Set problem -
Tally the lines in the following entries that include the word "index"; state only the total.

Supplied material -
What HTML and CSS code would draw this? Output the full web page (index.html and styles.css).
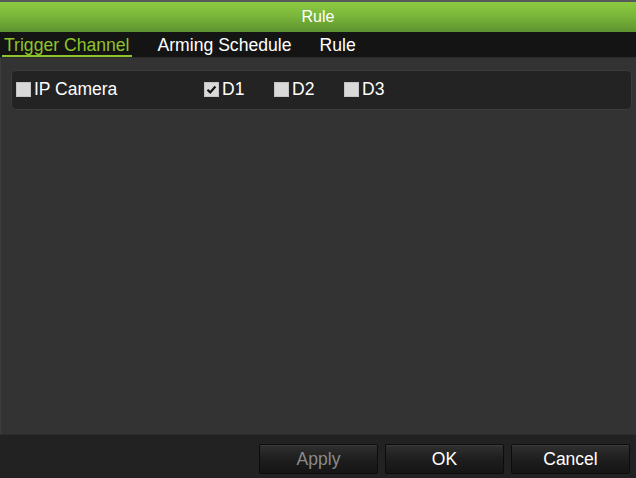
FILE: index.html
```html
<!DOCTYPE html>
<html>
<head>
<meta charset="utf-8">
<link rel="stylesheet" href="styles.css">
</head>
<body>
<div class="dialog">
  <div class="titlebar">Rule</div>
  <div class="tabs">
    <span class="tab active">Trigger Channel</span>
    <span class="tab">Arming Schedule</span>
    <span class="tab">Rule</span>
  </div>
  <div class="content">
    <div class="panel">
      <label class="item item-wide"><span class="cb"></span><span>IP Camera</span></label>
      <label class="item"><span class="cb checked"><svg viewBox="0 0 15 15" width="15" height="15"><path d="M3.5 7.8 L6.2 10.4 L11.4 4.6" fill="none" stroke="#111" stroke-width="2.2"/></svg></span><span>D1</span></label>
      <label class="item"><span class="cb"></span><span>D2</span></label>
      <label class="item"><span class="cb"></span><span>D3</span></label>
    </div>
  </div>
  <div class="footer">
    <button class="btn disabled">Apply</button>
    <button class="btn">OK</button>
    <button class="btn">Cancel</button>
  </div>
</div>
</body>
</html>
```
FILE: styles.css
```css
html, body {
  margin: 0;
  padding: 0;
  background: #333333;
}
body {
  width: 636px;
  height: 478px;
  overflow: hidden;
  font-family: "Liberation Sans", Arial, sans-serif;
}
.dialog {
  display: flex;
  flex-direction: column;
  height: 478px;
  border-top: 2px solid #55595b;
  box-sizing: border-box;
}
.titlebar {
  height: 30px;
  line-height: 30px;
  text-align: center;
  color: #ffffff;
  font-size: 16px;
  background: linear-gradient(#8cc940 0%, #7ab73a 45%, #5e9330 100%);
}
.tabs {
  height: 25px;
  background: #141414;
  display: flex;
  gap: 24px;
  padding-left: 2px;
  border-bottom: 1px solid #2a2a2a;
}
.tab {
  color: #ffffff;
  font-size: 17.6px;
  padding: 3px 2px 0 2px;
  height: 20px;
  line-height: 20px;
}
.tab.active {
  color: #8fc32a;
  border-bottom: 2px solid #8fc32a;
}
.content {
  flex: 1;
  background: #333333;
  padding: 12px 4px 0 10px;
  border-left: 1px solid #3d3d3d;
}
.panel {
  height: 40px;
  box-sizing: border-box;
  border: 1px solid #3b3b3b;
  border-radius: 5px;
  background: #232323;
  display: flex;
  align-items: center;
  padding: 0 0 2px 4px;
}
.item {
  display: flex;
  align-items: center;
  gap: 3px;
  width: 70px;
  color: #ffffff;
  font-size: 17.5px;
}
.item-wide {
  width: 188px;
}
.cb {
  width: 15px;
  height: 15px;
  background: #d9d9d9;
  box-shadow: inset 0 0 0 1px #c4c4c4;
  display: inline-block;
}
.cb svg {
  display: block;
}
.footer {
  height: 44px;
  background: #222222;
  border-top: 1px solid #2c2c2c;
  display: flex;
  justify-content: flex-end;
  align-items: flex-start;
  gap: 7px;
  padding: 9px 6px 0 0;
  box-sizing: border-box;
}
.btn {
  width: 119px;
  height: 30px;
  border: 1px solid #0c0c0c;
  border-radius: 2px;
  background: linear-gradient(#303030 0%, #1e1e1e 50%, #151515 100%);
  box-shadow: inset 0 1px 0 #3c3c3c;
  color: #ffffff;
  font-family: "Liberation Sans", Arial, sans-serif;
  font-size: 17.5px;
  padding: 0;
}
.btn.disabled {
  color: #8a8a8a;
}
```
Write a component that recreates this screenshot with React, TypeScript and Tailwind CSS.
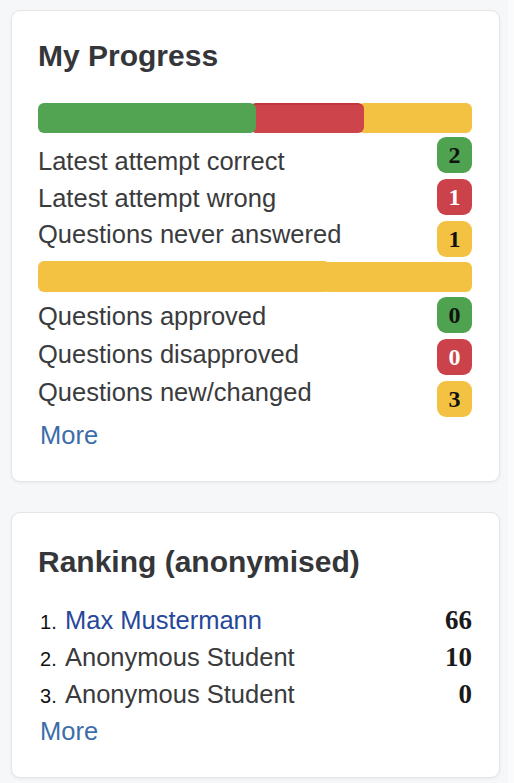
import React from 'react'

const sans = { fontFamily: '"Liberation Sans", Arial, sans-serif' }
const serif = { fontFamily: '"Liberation Serif", "Times New Roman", serif' }

type Stat = { label: string; value: number; tone: 'green' | 'red' | 'yellow' }

const badgeTone = {
  green: 'bg-[#4fa24f] text-[#111]',
  red: 'bg-[#cc424a] text-white',
  yellow: 'bg-[#f4c243] text-[#111]',
}

const attempts: Stat[] = [
  { label: 'Latest attempt correct', value: 2, tone: 'green' },
  { label: 'Latest attempt wrong', value: 1, tone: 'red' },
  { label: 'Questions never answered', value: 1, tone: 'yellow' },
]

const reviews: Stat[] = [
  { label: 'Questions approved', value: 0, tone: 'green' },
  { label: 'Questions disapproved', value: 0, tone: 'red' },
  { label: 'Questions new/changed', value: 3, tone: 'yellow' },
]

const ranking = [
  { pos: 1, name: 'Max Mustermann', score: 66, me: true },
  { pos: 2, name: 'Anonymous Student', score: 10, me: false },
  { pos: 3, name: 'Anonymous Student', score: 0, me: false },
]

function Badge({ value, tone }: { value: number; tone: Stat['tone'] }) {
  return (
    <span
      className={`flex h-[36px] w-[35px] items-center justify-center rounded-[9px] text-[24px] font-bold ${badgeTone[tone]}`}
      style={serif}
    >
      {value}
    </span>
  )
}

// labels and badges flow in two columns, the badges run a bit taller than the text lines
function StatList({ items, lineClass, topGap }: { items: Stat[]; lineClass: string; topGap: string }) {
  return (
    <div className="flex items-start justify-between">
      <div className={`flex flex-col ${topGap}`}>
        {items.map((s) => (
          <p key={s.label} className={`text-[25.5px] text-[#3a3b3d] ${lineClass}`}>
            {s.label}
          </p>
        ))}
      </div>
      <div className="flex flex-col gap-[6px]">
        {items.map((s) => (
          <Badge key={s.label} value={s.value} tone={s.tone} />
        ))}
      </div>
    </div>
  )
}

function Card({ children, className = '' }: { children: React.ReactNode; className?: string }) {
  return (
    <div className={`rounded-[9px] border border-[#e4e5e7] bg-white pl-[26px] pr-[27px] shadow-[0_1px_3px_rgba(0,0,0,0.06)] ${className}`}>
      {children}
    </div>
  )
}

export default function App() {
  return (
    <div className="flex min-h-[783px] w-[514px]" style={sans}>
      <div className="flex w-[508px] flex-col gap-[30px] bg-[#f6f7f9] pl-[11px] pr-[8px] pt-[10px]">
        <Card className="pt-[28px] pb-[27px]">
          <h2 className="text-[30px] font-bold leading-[34px] text-[#343639]">My Progress</h2>

          <div className="mt-[30px] flex h-[30px]">
            <div className="relative z-20 w-[218px] rounded-[6px] bg-[#52a352]" />
            <div className="relative z-10 -ml-[6px] w-[114px] rounded-[6px] border-t-2 border-[#c4353d] bg-[#cd444b]" />
            <div className="-ml-[6px] flex-1 rounded-[6px] bg-[#f4c243]" />
          </div>

          <div className="mt-[4px]">
            <StatList items={attempts} lineClass="leading-[36.5px]" topGap="pt-[6px]" />
          </div>

          <div className="mt-[4px] flex h-[31px]">
            <div className="relative z-10 w-[292px] rounded-[6px] bg-[#f4c243]" />
            <div className="-ml-[8px] mt-[1px] flex-1 rounded-[6px] bg-[#f4c243]" />
          </div>

          <div className="mt-[5px]">
            <StatList items={reviews} lineClass="leading-[38px]" topGap="" />
          </div>

          <a className="block pl-[2px] text-[25.5px] leading-[36.5px] text-[#3c6da8]">More</a>
        </Card>

        <Card className="pt-[32px] pb-[27px]">
          <h2 className="text-[30px] font-bold leading-[34px] text-[#343639]">Ranking (anonymised)</h2>
          <ol className="mt-[23px] flex flex-col">
            {ranking.map((r) => (
              <li key={r.pos} className="flex h-[37px] items-baseline leading-[37px]">
                <span className="w-[27px] pl-[2px] text-[20px] leading-[37px] text-[#111]">{r.pos}.</span>
                <span className={`text-[25.5px] leading-[37px] ${r.me ? 'text-[#27479a]' : 'text-[#3a3b3d]'}`}>{r.name}</span>
                <span className="ml-auto text-[27px] font-bold leading-[37px] text-[#1a1a1a]" style={serif}>
                  {r.score}
                </span>
              </li>
            ))}
          </ol>
          <a className="block pl-[2px] text-[25.5px] leading-[37px] text-[#3c6da8]">More</a>
        </Card>
      </div>
      <div className="flex-1 bg-[#fbfbfc]" />
    </div>
  )
}
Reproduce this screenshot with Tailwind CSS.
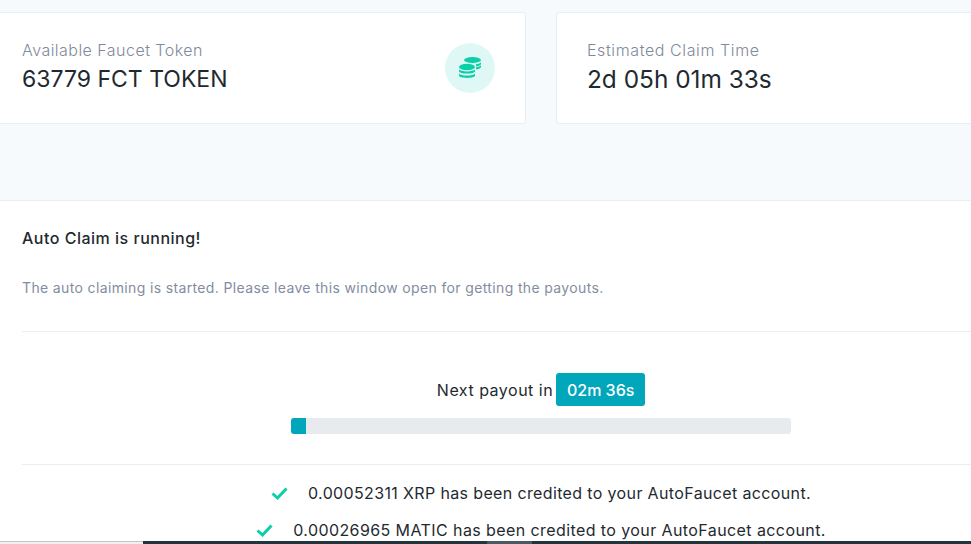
<!DOCTYPE html>
<html lang="en">
<head>
  <meta charset="UTF-8">
  <title>Auto Claim</title>
  <script src="https://cdn.jsdelivr.net/npm/@tailwindcss/browser@4"></script>
</head>
<body class="bg-[#f7fafd] h-[544px] w-[971px] overflow-hidden relative font-['Inter','Liberation_Sans',sans-serif] text-[#1f2a30]">
  <div class="pt-3 flex gap-[30px] h-[200px] items-start">
    <div class="w-[526px] h-[112px] bg-white border border-l-0 border-[#e9edf4] rounded-r-[3px] pl-[22px] pr-[30px] flex items-center justify-between">
      <div class="self-start pt-[27px]">
        <p class="text-[16px] leading-[20px] tracking-[0.47px] text-[#808a9c] font-light">Available Faucet Token</p>
        <p class="mt-px text-[23px] leading-[36px]">63779 FCT TOKEN</p>
      </div>
      <div class="w-[50px] h-[50px] rounded-full bg-[#e0f8f5] flex items-center justify-center">
        <svg width="22" height="22" viewBox="0 0 22 22" fill="#0acfa9">
          <ellipse cx="13.500" cy="3" rx="8.500" ry="3"/>
          <path d="M17 7.200c2.500-.3 4.300-1.100 5-2v1.900c0 1-2 1.900-5 2.300zM17 10.200c2.500-.3 4.300-1.100 5-2v1.900c0 1-2 1.900-5 2.300z"/>
          <ellipse cx="8" cy="10" rx="8" ry="3.200"/>
          <path d="M0 12.200c1 1.300 4 2.200 8 2.200s7-.9 8-2.200v2c0 1.400-3.600 2.400-8 2.400s-8-1-8-2.400zM0 16.400c1 1.300 4 2.200 8 2.200s7-.9 8-2.200v2.200c0 1.400-3.600 2.400-8 2.400s-8-1-8-2.400z"/>
        </svg>
      </div>
    </div>
    <div class="flex-1 h-[112px] bg-white border border-r-0 border-[#e9edf4] rounded-l-[3px] pl-[30px] pt-[27px]">
      <p class="text-[16px] leading-[20px] tracking-[0.6px] text-[#808a9c] font-light">Estimated Claim Time</p>
      <p class="mt-px text-[24.4px] leading-[36px]">2d 05h 01m 33s</p>
    </div>
  </div>

  <div class="bg-white border-t border-[#e9edf4] h-[344px] pl-[22px]">
    <div class="h-[131px] border-b border-[#e9edf4] pt-[27px]">
      <p class="text-[16px] leading-[20px] tracking-[0.5px] font-[450]">Auto Claim is running!</p>
      <p class="mt-[30px] text-[14px] leading-[20px] tracking-[0.36px] text-[#838d9f]">The auto claiming is started. Please leave this window open for getting the payouts.</p>
    </div>
    <div class="h-[132px] pl-[89px] pt-[41px] flex flex-col items-center">
      <div class="flex items-center gap-[3px] h-[33px]">
        <span class="text-[16px] tracking-[0.5px]">Next payout in</span>
        <span class="bg-[#00a7bb] text-white text-[16px] font-medium rounded-[3px] h-[33px] w-[89px] flex items-center justify-center">02m 36s</span>
      </div>
      <div class="w-[500px] h-4 mt-3 bg-[#e8ebee] rounded-[3px] overflow-hidden">
        <div class="w-[15px] h-4 bg-[#00a7bb]"></div>
      </div>
    </div>
    <div class="border-t border-[#e9edf4] pl-[89px] flex flex-col items-center pt-[18px] gap-[17px] text-[16px] leading-[20px]">
      <p class="flex items-center gap-[20px] tracking-[0.36px]">
        <svg width="17" height="13" viewBox="0 0 17 13" fill="none" stroke="#0acfa9" stroke-width="3"><path d="M1.500 6.500l5 4.500 9-9.500"/></svg>
        <span>0.00052311 XRP has been credited to your AutoFaucet account.</span>
      </p>
      <p class="flex items-center gap-[20px] tracking-[0.41px]">
        <svg width="17" height="13" viewBox="0 0 17 13" fill="none" stroke="#0acfa9" stroke-width="3"><path d="M1.500 6.500l5 4.500 9-9.500"/></svg>
        <span>0.00026965 MATIC has been credited to your AutoFaucet account.</span>
      </p>
    </div>
  </div>

  <div class="absolute left-0 bottom-0 w-[143px] h-[3px] bg-[#f0f0f0] border-t border-[#c4c6c6]"></div>
  <div class="absolute left-[143px] right-0 bottom-0 h-[3px] bg-[#22343c]"></div>
  <div class="absolute left-[487px] w-[45px] bottom-0 h-[3px] bg-[#4a5a62]"></div>
</body>
</html>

Solution to this problem -
2